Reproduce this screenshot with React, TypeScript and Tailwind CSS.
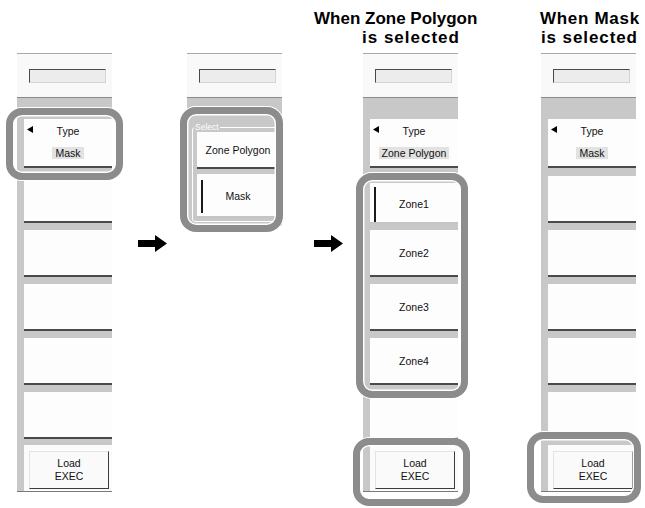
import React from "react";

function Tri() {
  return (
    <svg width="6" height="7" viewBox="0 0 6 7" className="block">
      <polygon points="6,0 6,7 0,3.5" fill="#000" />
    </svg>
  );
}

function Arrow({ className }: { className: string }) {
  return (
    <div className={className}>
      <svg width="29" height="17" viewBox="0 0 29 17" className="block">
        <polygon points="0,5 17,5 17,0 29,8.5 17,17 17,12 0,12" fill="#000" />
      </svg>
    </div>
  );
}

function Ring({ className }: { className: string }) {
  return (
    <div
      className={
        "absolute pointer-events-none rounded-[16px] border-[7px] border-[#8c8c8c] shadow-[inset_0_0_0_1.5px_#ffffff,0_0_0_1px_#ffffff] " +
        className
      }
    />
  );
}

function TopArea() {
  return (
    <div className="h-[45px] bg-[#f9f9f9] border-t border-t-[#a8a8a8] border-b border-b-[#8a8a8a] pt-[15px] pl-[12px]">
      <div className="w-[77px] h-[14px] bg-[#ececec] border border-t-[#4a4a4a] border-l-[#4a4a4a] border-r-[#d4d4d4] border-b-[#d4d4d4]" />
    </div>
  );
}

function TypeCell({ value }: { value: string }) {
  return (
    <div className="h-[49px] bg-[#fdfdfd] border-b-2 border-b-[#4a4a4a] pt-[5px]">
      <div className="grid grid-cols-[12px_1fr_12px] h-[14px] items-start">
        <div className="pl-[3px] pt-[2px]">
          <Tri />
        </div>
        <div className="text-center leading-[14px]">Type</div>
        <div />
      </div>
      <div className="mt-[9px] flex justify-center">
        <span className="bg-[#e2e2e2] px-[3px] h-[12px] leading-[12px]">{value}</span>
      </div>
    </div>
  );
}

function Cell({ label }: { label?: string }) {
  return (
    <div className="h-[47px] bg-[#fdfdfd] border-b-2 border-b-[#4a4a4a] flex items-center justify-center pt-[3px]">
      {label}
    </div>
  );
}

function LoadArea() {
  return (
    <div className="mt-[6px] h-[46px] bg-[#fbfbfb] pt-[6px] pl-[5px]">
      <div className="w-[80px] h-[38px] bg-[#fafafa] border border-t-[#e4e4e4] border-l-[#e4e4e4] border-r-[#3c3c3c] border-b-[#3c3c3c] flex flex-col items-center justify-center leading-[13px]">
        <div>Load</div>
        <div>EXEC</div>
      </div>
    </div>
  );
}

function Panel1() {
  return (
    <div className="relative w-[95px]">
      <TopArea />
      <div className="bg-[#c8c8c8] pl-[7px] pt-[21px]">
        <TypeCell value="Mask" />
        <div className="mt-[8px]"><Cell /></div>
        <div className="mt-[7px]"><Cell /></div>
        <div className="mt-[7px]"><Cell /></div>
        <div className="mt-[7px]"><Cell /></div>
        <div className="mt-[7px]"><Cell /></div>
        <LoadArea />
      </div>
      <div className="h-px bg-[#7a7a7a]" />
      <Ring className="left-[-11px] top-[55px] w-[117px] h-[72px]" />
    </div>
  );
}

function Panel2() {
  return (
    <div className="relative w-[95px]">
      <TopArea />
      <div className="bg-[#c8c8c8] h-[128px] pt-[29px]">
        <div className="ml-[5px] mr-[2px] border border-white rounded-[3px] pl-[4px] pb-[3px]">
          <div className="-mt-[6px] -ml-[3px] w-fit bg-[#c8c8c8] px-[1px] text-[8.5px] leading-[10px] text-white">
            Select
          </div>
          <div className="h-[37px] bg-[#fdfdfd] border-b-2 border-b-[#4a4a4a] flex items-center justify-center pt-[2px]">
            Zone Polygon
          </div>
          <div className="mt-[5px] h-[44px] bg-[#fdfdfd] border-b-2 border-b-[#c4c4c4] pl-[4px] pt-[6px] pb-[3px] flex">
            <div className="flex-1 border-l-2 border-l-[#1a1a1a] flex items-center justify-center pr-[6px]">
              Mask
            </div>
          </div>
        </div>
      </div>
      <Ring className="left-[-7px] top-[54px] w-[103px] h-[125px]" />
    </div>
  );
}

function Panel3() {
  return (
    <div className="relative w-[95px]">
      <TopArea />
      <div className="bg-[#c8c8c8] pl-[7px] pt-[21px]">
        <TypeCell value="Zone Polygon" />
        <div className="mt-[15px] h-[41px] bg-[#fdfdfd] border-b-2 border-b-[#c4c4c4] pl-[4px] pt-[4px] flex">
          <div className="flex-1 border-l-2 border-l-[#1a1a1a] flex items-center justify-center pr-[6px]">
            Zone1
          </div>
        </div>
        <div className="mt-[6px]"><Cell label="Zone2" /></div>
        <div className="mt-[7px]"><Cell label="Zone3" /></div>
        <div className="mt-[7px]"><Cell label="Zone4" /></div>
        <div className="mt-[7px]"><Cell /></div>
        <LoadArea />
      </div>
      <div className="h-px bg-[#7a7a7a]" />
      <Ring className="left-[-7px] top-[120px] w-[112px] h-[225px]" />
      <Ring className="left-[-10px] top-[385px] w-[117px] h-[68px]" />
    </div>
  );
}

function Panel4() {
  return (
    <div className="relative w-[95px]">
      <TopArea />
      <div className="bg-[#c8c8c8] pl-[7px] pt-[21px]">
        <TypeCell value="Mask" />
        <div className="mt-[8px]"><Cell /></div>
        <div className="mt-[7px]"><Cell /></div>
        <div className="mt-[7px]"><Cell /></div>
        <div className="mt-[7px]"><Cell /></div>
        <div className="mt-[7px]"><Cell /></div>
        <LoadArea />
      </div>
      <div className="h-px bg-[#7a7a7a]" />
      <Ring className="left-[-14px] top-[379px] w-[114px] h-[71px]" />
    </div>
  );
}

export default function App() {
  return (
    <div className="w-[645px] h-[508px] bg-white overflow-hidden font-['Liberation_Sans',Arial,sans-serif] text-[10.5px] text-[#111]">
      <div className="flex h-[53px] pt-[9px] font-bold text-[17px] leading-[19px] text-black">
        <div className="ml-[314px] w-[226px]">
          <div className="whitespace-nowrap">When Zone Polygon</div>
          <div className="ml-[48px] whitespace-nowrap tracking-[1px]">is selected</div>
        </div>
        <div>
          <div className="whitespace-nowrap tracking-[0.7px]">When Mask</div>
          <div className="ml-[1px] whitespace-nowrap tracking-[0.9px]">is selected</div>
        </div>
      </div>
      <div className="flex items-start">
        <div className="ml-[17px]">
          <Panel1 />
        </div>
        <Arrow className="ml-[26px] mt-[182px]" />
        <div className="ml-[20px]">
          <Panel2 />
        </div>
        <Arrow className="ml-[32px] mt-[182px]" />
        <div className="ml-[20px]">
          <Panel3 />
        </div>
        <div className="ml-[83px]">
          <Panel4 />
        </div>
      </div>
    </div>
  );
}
————————
Job: Locate all lines in the listing above with the word "React" and copy them.

Solution for this task:
Reproduce this screenshot with React, TypeScript and Tailwind CSS.
import React from "react";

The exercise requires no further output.